Consider, for instance, the uproar over the recent Hungarian campaign against George Soros, a leading left-wing activist who also happens to be Jewish. As part of his reelection bid, Hungarian Prime Minister Viktor Orban plastered the country with anti-illegal immigration posters featuring a smiling Soros bearing the slogan “Don’t let Soros have the last laugh” and a statement that 99 percent of Hungarians oppose illegal immigration. Orban, who accuses Soros of funding progressive groups in Hungary that lobby for “settling a million migrants” in the country, has also called Soros himself a “billionaire speculator” and an “American financial speculator attacking Hungary.”

The campaign has outraged many people, ostensibly out of concern for anti-Semitism. The head of Hungary’s Jewish Federation protested to Orban, saying that despite not being “openly anti-Semitic,” the campaign could spark anti-Semitism. So did Israel’s ambassador to Hungary, using language which strongly implied the campaign was anti-Semitic without actually saying so, until Prime Minister Benjamin Netanyahu (correctly) ordered a retraction.
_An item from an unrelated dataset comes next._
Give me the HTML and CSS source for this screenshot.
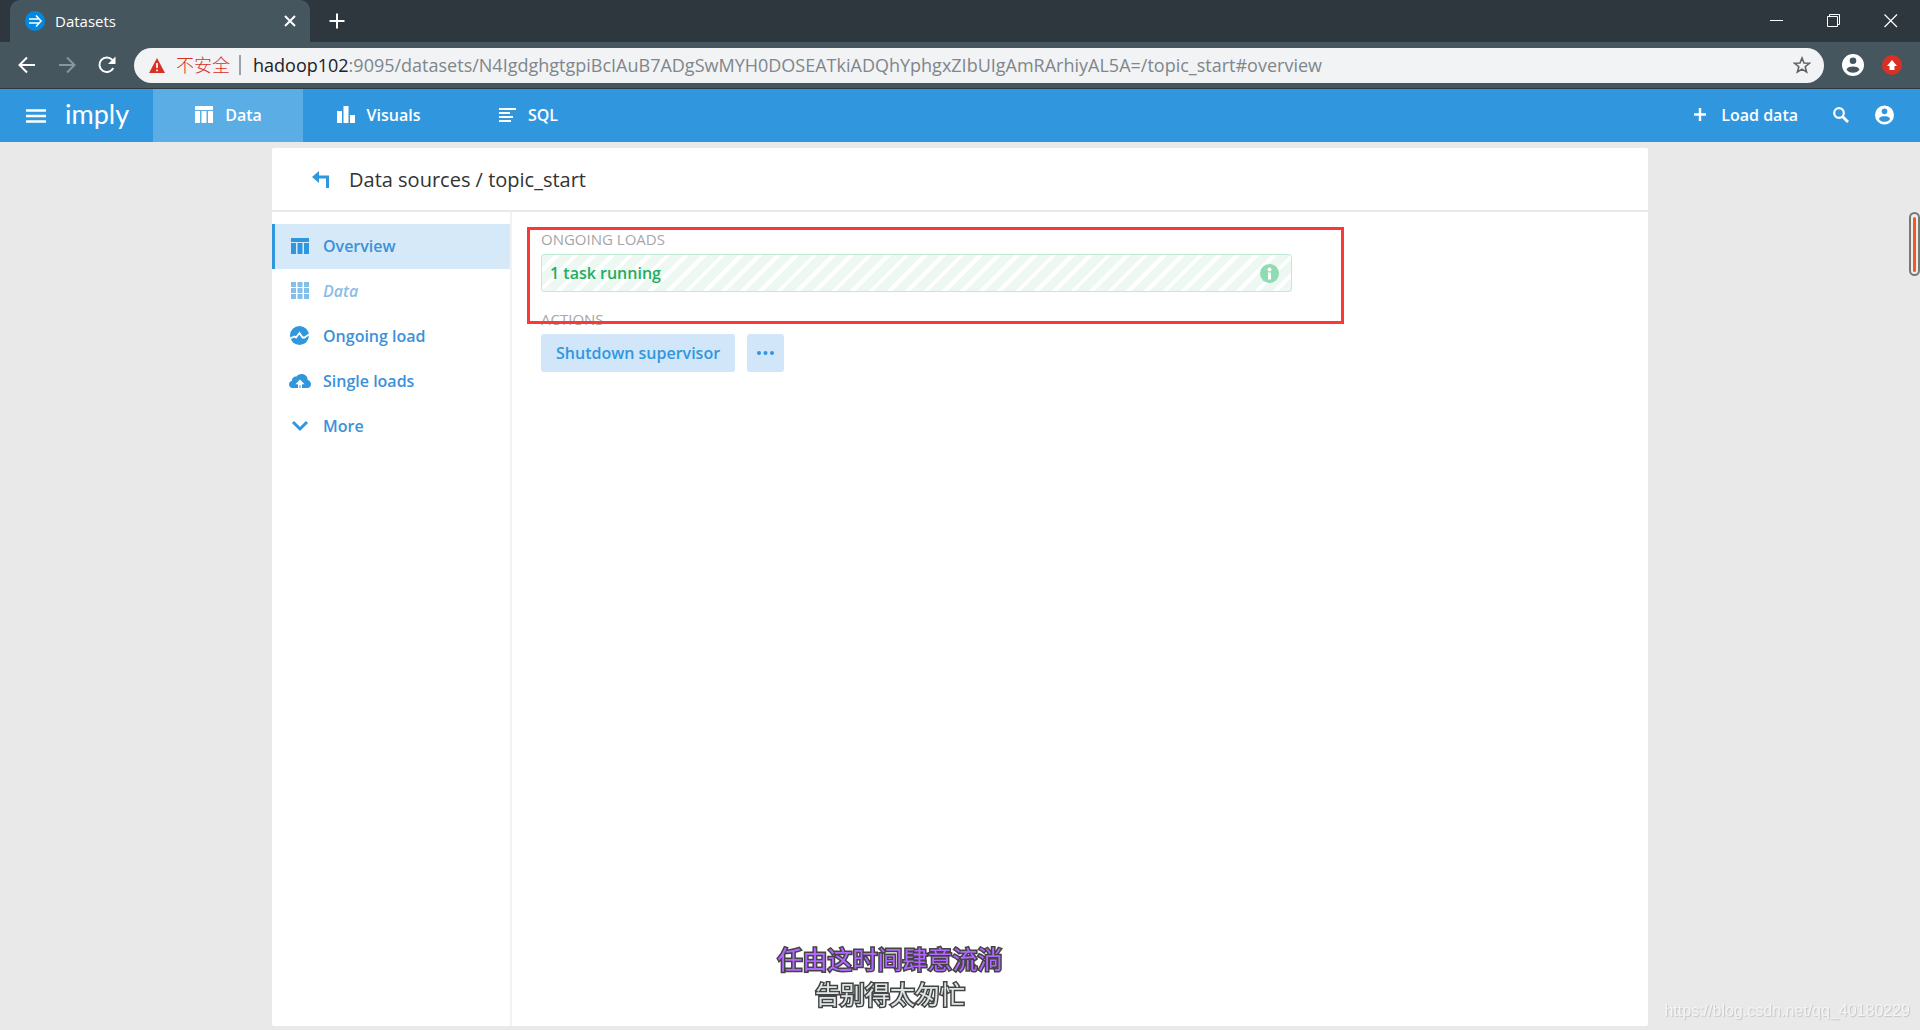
FILE: index.html
```html
<!DOCTYPE html>
<html lang="en">
<head>
<meta charset="utf-8">
<meta name="viewport" content="width=device-width, initial-scale=1">
<title>Datasets</title>
<link rel="stylesheet" href="styles.css">
</head>
<body>
<div class="browser">
  <div class="tab-strip">
    <div class="tab">
      <svg class="favicon" viewBox="0 0 20 20"><circle cx="10" cy="10" r="10" fill="#0288e0"/><path d="M4 8h10M4 12h10M11 4.500l5 5.500-5 5.500" fill="none" stroke="#fff" stroke-width="1.600"/></svg>
      <span class="tab-title">Datasets</span>
      <button class="plain tab-close" aria-label="Close tab"><svg width="12" height="12" viewBox="0 0 12 12"><path d="M1 1l10 10M11 1L1 11" stroke="#fff" stroke-width="2"/></svg></button>
    </div>
    <button class="plain new-tab" aria-label="New tab"><svg width="16" height="16" viewBox="0 0 16 16"><path d="M8 0.500v15M0.500 8h15" stroke="#fff" stroke-width="2"/></svg></button>
    <div class="window-controls">
      <button class="plain" aria-label="Minimize"><svg width="14" height="14" viewBox="0 0 14 14"><path d="M0 6.500h13" stroke="#fff"/></svg></button>
      <button class="plain" aria-label="Restore"><svg width="14" height="14" viewBox="0 0 14 14" fill="none" stroke="#fff"><path d="M.5 2.500h10v10H.5zM2.500 2.500v-2h10v10h-2"/></svg></button>
      <button class="plain" aria-label="Close"><svg width="14" height="14" viewBox="0 0 14 14"><path d="M.5 .5l12.500 12.500M13 .5L.5 13" stroke="#fff" stroke-width="1.200"/></svg></button>
    </div>
  </div>
  <div class="toolbar">
    <div class="history">
      <button class="plain" aria-label="Back"><svg width="18" height="18" viewBox="0 0 18 18"><path d="M17 9H2M9 1.500L1.500 9 9 16.500" fill="none" stroke="#fff" stroke-width="2"/></svg></button>
      <button class="plain" aria-label="Forward"><svg width="18" height="18" viewBox="0 0 18 18"><path d="M1 9h15M9 1.500L16.500 9 9 16.500" fill="none" stroke="#8a969c" stroke-width="2"/></svg></button>
      <button class="plain" aria-label="Reload"><svg width="18" height="18" viewBox="0 0 18 18"><path d="M15.300 12A7.300 7.300 0 1 1 14.300 3.900L16 5.500" fill="none" stroke="#fff" stroke-width="2"/><path d="M17.500 0.500V8H10z" fill="#fff"/></svg></button>
    </div>
    <form class="address">
      <svg width="16" height="15" viewBox="0 0 16 15"><path d="M8 0l8 15H0z" fill="#d93025"/><path d="M8 5v5M8 11.500v1.800" stroke="#fff" stroke-width="1.700"/></svg>
      <span class="insecure">不安全</span>
      <label class="host" for="url">hadoop102</label>
      <input class="url" id="url" type="text" value=":9095/datasets/N4IgdghgtgpiBcIAuB7ADgSwMYH0DOSEATkiADQhYphgxZIbUIgAmRArhiyAL5A=/topic_start#overview">
      <button type="button" class="plain" aria-label="Bookmark"><svg width="18" height="18" viewBox="0 0 18 18"><path d="M9 2l2 5 5.300.3-4.100 3.400 1.400 5.300L9 13.100 4.400 16l1.400-5.300L1.700 7.300 7 7z" fill="none" stroke="#5f6368" stroke-width="1.600"/></svg></button>
    </form>
    <button class="plain" aria-label="Profile"><svg class="icon-profile" viewBox="0 0 22 22"><path fill="#fff" fill-rule="evenodd" d="M11 0a11 11 0 1 1 0 22 11 11 0 0 1 0-22zm0 3.500a3.300 3.300 0 1 0 0 6.600 3.300 3.300 0 0 0 0-6.600zM4.500 15.500c1.500 2.300 3.800 3.300 6.500 3.300s5-1 6.500-3.300c-1-2.400-3.800-3-6.500-3s-5.500.6-6.500 3z"/></svg></button>
    <button class="plain" aria-label="Update available"><svg width="20" height="20" viewBox="0 0 20 20"><circle cx="10" cy="10" r="10" fill="#d93025"/><path d="M10 5l5 6h-2.500v4h-5v-4H5z" fill="#fff"/></svg></button>
  </div>
</div>

<header class="app-bar">
  <button class="plain menu" aria-label="Menu"><svg width="20" height="14" viewBox="0 0 20 14"><path d="M0 1.500h20M0 7h20M0 12.500h20" stroke="#fff" stroke-width="2.500"/></svg></button>
  <a class="logo" href="#">imply</a>
  <nav class="app-tabs">
    <a class="app-tab app-tab-active" href="#"><svg width="18" height="17" viewBox="0 0 18 17" fill="#fff"><path d="M0 0h18v4H0zM0 5h5v12H0zM6.500 5h5v12h-5zM13 5h5v12h-5z"/></svg>Data</a>
    <a class="app-tab" href="#"><svg width="18" height="17" viewBox="0 0 18 17" fill="#fff"><path d="M0 5h5v12H0zM6.500 0h5v17h-5zM13 9h5v8h-5z"/></svg>Visuals</a>
    <a class="app-tab" href="#"><svg width="17" height="14" viewBox="0 0 17 14"><path d="M0 1h17M0 5h11M0 9h14M0 13h12" stroke="#fff" stroke-width="2"/></svg>SQL</a>
  </nav>
  <div class="app-actions">
    <button class="plain load"><svg width="12" height="13" viewBox="0 0 12 13"><path d="M6 0v13M0 6.500h12" stroke="#fff" stroke-width="2.400"/></svg>Load data</button>
    <button class="plain" aria-label="Search"><svg width="16" height="16" viewBox="0 0 16 16" fill="none" stroke="#fff"><circle cx="6" cy="6" r="4.800" stroke-width="2.200"/><path d="M9.500 9.500l5.500 5.500" stroke-width="2.800"/></svg></button>
    <button class="plain" aria-label="Account"><svg width="19" height="20" viewBox="0 0 22 22"><path fill="#fff" fill-rule="evenodd" d="M11 0a11 11 0 1 1 0 22 11 11 0 0 1 0-22zm0 3.500a3.300 3.300 0 1 0 0 6.600 3.300 3.300 0 0 0 0-6.600zM4.500 15.500c1.500 2.300 3.800 3.300 6.500 3.300s5-1 6.500-3.300c-1-2.400-3.800-3-6.500-3s-5.500.6-6.500 3z"/></svg></button>
  </div>
</header>

<div class="card">
  <div class="card-head">
    <a class="back" href="#" aria-label="Back to data sources"><svg width="18" height="17" viewBox="0 0 18 17"><path d="M7 0v12L0 6z" fill="#3097df"/><path d="M5 6h10.500v11" fill="none" stroke="#3097df" stroke-width="3"/></svg></a>
    <h1 class="title">Data sources / topic_start</h1>
  </div>
  <div class="card-body">
    <nav class="side">
      <a class="side-item side-active" href="#overview"><span class="side-icon"><svg width="18" height="16" viewBox="0 0 18 16" fill="#3097df"><path d="M0 0h18v4H0zM0 5h5v11H0zM6.500 5h5v11h-5zM13 5h5v11h-5z"/></svg></span>Overview</a>
      <a class="side-item side-muted" href="#data"><span class="side-icon"><svg width="18" height="17" viewBox="0 0 18 17" fill="#3097df"><path d="M0 0h5v5H0zM6.500 0h5v5h-5zM13 0h5v5h-5zM0 6h5v5H0zM6.500 6h5v5h-5zM13 6h5v5h-5zM0 12h5v5H0zM6.500 12h5v5h-5zM13 12h5v5h-5z"/></svg></span>Data</a>
      <a class="side-item" href="#ongoing"><span class="side-icon"><svg width="19" height="19" viewBox="0 0 19 19"><circle cx="9.500" cy="9.500" r="9.500" fill="#3097df"/><path d="M0 12.500l4.500-2 1.500 1L9.500 7l3 4.500 2 0 4.500-3" fill="none" stroke="#fff" stroke-width="1.800"/></svg></span>Ongoing load</a>
      <a class="side-item" href="#single"><span class="side-icon side-icon-wide"><svg width="22" height="14" viewBox="0 0 22 14"><path d="M3.500 14C1.300 14 0 12.300 0 10.500 0 8.500 1.300 7 3 6.800 2.800 4 5 2.200 7.500 2.600 8.500 1 10.300 0 12.500 0 16 0 18.700 2.500 18.700 6c2 .6 3.300 2 3.300 4.200 0 2.200-1.500 3.800-3.700 3.800z" fill="#3097df"/><path d="M11 5.500l4.500 4.700h-2.500V14H9v-3.800H6.500z" fill="#fff"/><path d="M11 11v3" stroke="#3097df"/></svg></span>Single loads</a>
      <a class="side-item" href="#more"><span class="side-icon"><svg width="18" height="12" viewBox="0 0 18 12"><path d="M2 2l7 7 7-7" fill="none" stroke="#3097df" stroke-width="3"/></svg></span>More</a>
    </nav>
    <main class="main">
      <h2 class="label">ONGOING LOADS</h2>
      <div class="task"><span>1 task running</span><button class="plain" aria-label="Task details"><svg width="19" height="19" viewBox="0 0 19 19"><circle cx="9.500" cy="9.500" r="9.500" fill="#8fdcb2"/><circle cx="9.500" cy="5.500" r="1.900" fill="#fff"/><path d="M7.500 8.500h3.500v7H8v-6" fill="#fff"/></svg></button></div>
      <h2 class="label">ACTIONS</h2>
      <div class="actions">
        <button class="action">Shutdown supervisor</button>
        <button class="action action-more" aria-label="More actions"><svg width="17" height="4" viewBox="0 0 17 4" fill="#3097df"><circle cx="2" cy="2" r="2"/><circle cx="8.500" cy="2" r="2"/><circle cx="15" cy="2" r="2"/></svg></button>
      </div>
      <div class="highlight"></div>
    </main>
  </div>
</div>

<div class="lyrics"><p class="lyric lyric-now">任由这时间肆意流淌</p><p class="lyric lyric-next">告别得太匆忙</p></div>
<div class="watermark">https://blog.csdn.net/qq_40180229</div>
<div class="meter"><div class="meter-fill"></div></div>
</body>
</html>
```

FILE: styles.css
```css
* { box-sizing: border-box; }

body {
  margin: 0;
  min-height: 100vh;
  display: flex;
  flex-direction: column;
  background: #e9e9e9;
  color: #333;
  font-family: "Open Sans", "Noto Sans CJK SC", sans-serif;
  font-size: 16px;
}

svg { display: block; flex: none; }
a { color: inherit; text-decoration: none; }
h1, h2, p { margin: 0; font-weight: 400; }

.plain {
  padding: 0;
  border: 0;
  background: none;
  color: inherit;
  font: inherit;
  cursor: pointer;
}

/* Browser window */
.browser { background: #45565f; border-bottom: 1px solid #2d383e; }
.tab-strip {
  display: flex;
  align-items: center;
  height: 42px;
  padding-left: 10px;
  background: #2d373d;
  color: #fff;
}
.tab {
  display: flex;
  align-items: center;
  gap: 10px;
  width: 300px;
  height: 42px;
  padding: 0 14px 0 15px;
  border-radius: 10px 10px 0 0;
  background: #45565f;
}
.favicon { width: 20px; height: 20px; }
.tab-title { flex: 1; font-size: 15px; }
.new-tab { margin-left: 19px; }
.window-controls { display: flex; gap: 43px; margin-left: auto; padding-right: 22px; }

.toolbar {
  display: flex;
  align-items: center;
  gap: 18px;
  height: 46px;
  padding: 0 18px;
}
.history { display: flex; gap: 22px; }
.address {
  flex: 1;
  display: flex;
  align-items: center;
  height: 35px;
  padding: 0 13px 0 15px;
  border-radius: 18px;
  background: #f1f3f4;
  font-family: "Open Sans", "Noto Sans CJK SC", sans-serif;
  font-size: 18px;
  line-height: 24px;
}
.insecure {
  margin: 0 12px 0 11px;
  padding-right: 9px;
  border-right: 2px solid #9aa0a6;
  color: #d93025;
  font-weight: 300;
  line-height: 20px;
}
.host { color: #202124; }
.url {
  flex: 1;
  min-width: 0;
  padding: 0;
  border: 0;
  outline: 0;
  background: none;
  color: #80868b;
  font: inherit;
}
.icon-profile { width: 22px; height: 22px; }

/* Application bar */
.app-bar {
  display: flex;
  align-items: center;
  height: 53px;
  padding: 0 26px;
  background: #3097df;
  color: #fff;
  font-weight: 600;
}
.logo {
  width: 88px;
  margin-left: 19px;
  padding-bottom: 3px;
  font-family: Lato, sans-serif;
  font-size: 27px;
  font-weight: 400;
  line-height: 32px;
}
.app-tabs { display: flex; height: 100%; }
.app-tab {
  display: flex;
  align-items: center;
  justify-content: center;
  gap: 12px;
  width: 150px;
  padding: 0 0 2px 1px;
}
.app-tab-active { background: #5aade5; }
.app-actions {
  display: flex;
  align-items: center;
  gap: 26px;
  margin-left: auto;
  padding-bottom: 2px;
}
.load { display: flex; align-items: center; gap: 15px; margin-right: 9px; }

/* Data source card */
.card {
  flex: 1;
  display: flex;
  flex-direction: column;
  width: calc(100% - 32px);
  max-width: 1376px;
  margin: 6px auto 4px;
  border-radius: 2px;
  background: #fff;
}
.card-head {
  display: flex;
  align-items: center;
  gap: 19px;
  height: 64px;
  padding: 2px 0 0 40px;
  border-bottom: 2px solid #e9e9e9;
}
.back { padding-bottom: 2px; }
.title { font-size: 20px; line-height: 28px; }
.card-body { flex: 1; display: flex; }
.side {
  width: 240px;
  padding-top: 12px;
  border-right: 2px solid #f2f2f2;
}
.side-item {
  display: flex;
  align-items: center;
  height: 45px;
  padding: 0 0 2px 15px;
  border-left: 3px solid transparent;
  color: #3c91d9;
  font-weight: 600;
}
.side-icon { display: flex; justify-content: center; width: 19px; margin-right: 14px; }
.side-active { border-color: #3097df; background: #d6e9f8; }
.side-muted { font-style: italic; opacity: 0.6; }

.main { position: relative; flex: 1; padding: 16px 29px; }
.label { color: #a6a6a6; font-size: 15px; line-height: 22px; }
.task {
  display: flex;
  align-items: center;
  justify-content: space-between;
  max-width: 751px;
  height: 38px;
  margin: 4px 0 16px;
  padding: 0 12px 0 8px;
  border: 1px solid #c2e9d4;
  border-radius: 3px;
  background: repeating-linear-gradient(135deg, #edf8f2 0 9px, #fff 9px 13px);
  color: #1fae5e;
  font-weight: 600;
}
.actions { display: flex; gap: 12px; margin-top: 4px; }
.action {
  display: flex;
  align-items: center;
  justify-content: center;
  height: 38px;
  padding: 0 15px;
  border: 0;
  border-radius: 3px;
  background: #d1e6f8;
  color: #3097df;
  font: inherit;
  font-weight: 600;
}
.action-more { padding: 0 10px; }

/* Annotation frame over the ongoing loads block */
.highlight {
  position: absolute;
  top: 15px;
  left: 15px;
  width: 817px;
  height: 97px;
  border: 3px solid #fb3838;
  pointer-events: none;
}

/* Desktop overlays */
.lyrics {
  position: fixed;
  bottom: 19px;
  left: 0;
  width: 1780px;
  max-width: 93%;
  font-family: "Noto Sans CJK SC", sans-serif;
  font-size: 25px;
  line-height: 35px;
  text-align: center;
  pointer-events: none;
}
.lyric { -webkit-text-stroke: 3px #444; paint-order: stroke fill; }
.lyric-now { color: #b266ff; }
.lyric-next { color: #dce6e6; }
.watermark {
  position: fixed;
  right: 10px;
  bottom: 8px;
  color: #f4f4f4;
  font-family: "Liberation Sans", sans-serif;
  font-size: 16px;
  line-height: 22px;
  text-shadow: 1px 1px 1px #c4c4c4;
}
.meter {
  position: fixed;
  top: 212px;
  right: 0;
  width: 11px;
  height: 64px;
  padding: 3px 2px 2px;
  border: 2px solid #777;
  border-radius: 6px;
  background: #eee;
}
.meter-fill { height: 100%; border-radius: 2px; background: #f4581e; }
```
A senior European Union official termed Orban’s use of “speculator” anti-Semitic. The Associated Press even ran a story in May headlined “Demonization of Soros recalls old anti-Semitic conspiracies.”

Some attacks on Soros are anti-Semitic, like when someone at an anti-refugee rally in Poland in 2015 set fire to an effigy of an Orthodox Jew which he said represented Soros. That’s classic anti-Semitism; it implies both that the real problem is Soros’s Jewishness rather than anything he did, and that all Jews are responsible for Soros’s actions.

The Hungarian campaign, however, targets Soros not for his Jewishness, which it never even mentions, but for his actions; specifically, the fact that he is one of the main financial backers of pro-immigration organizations in Hungary.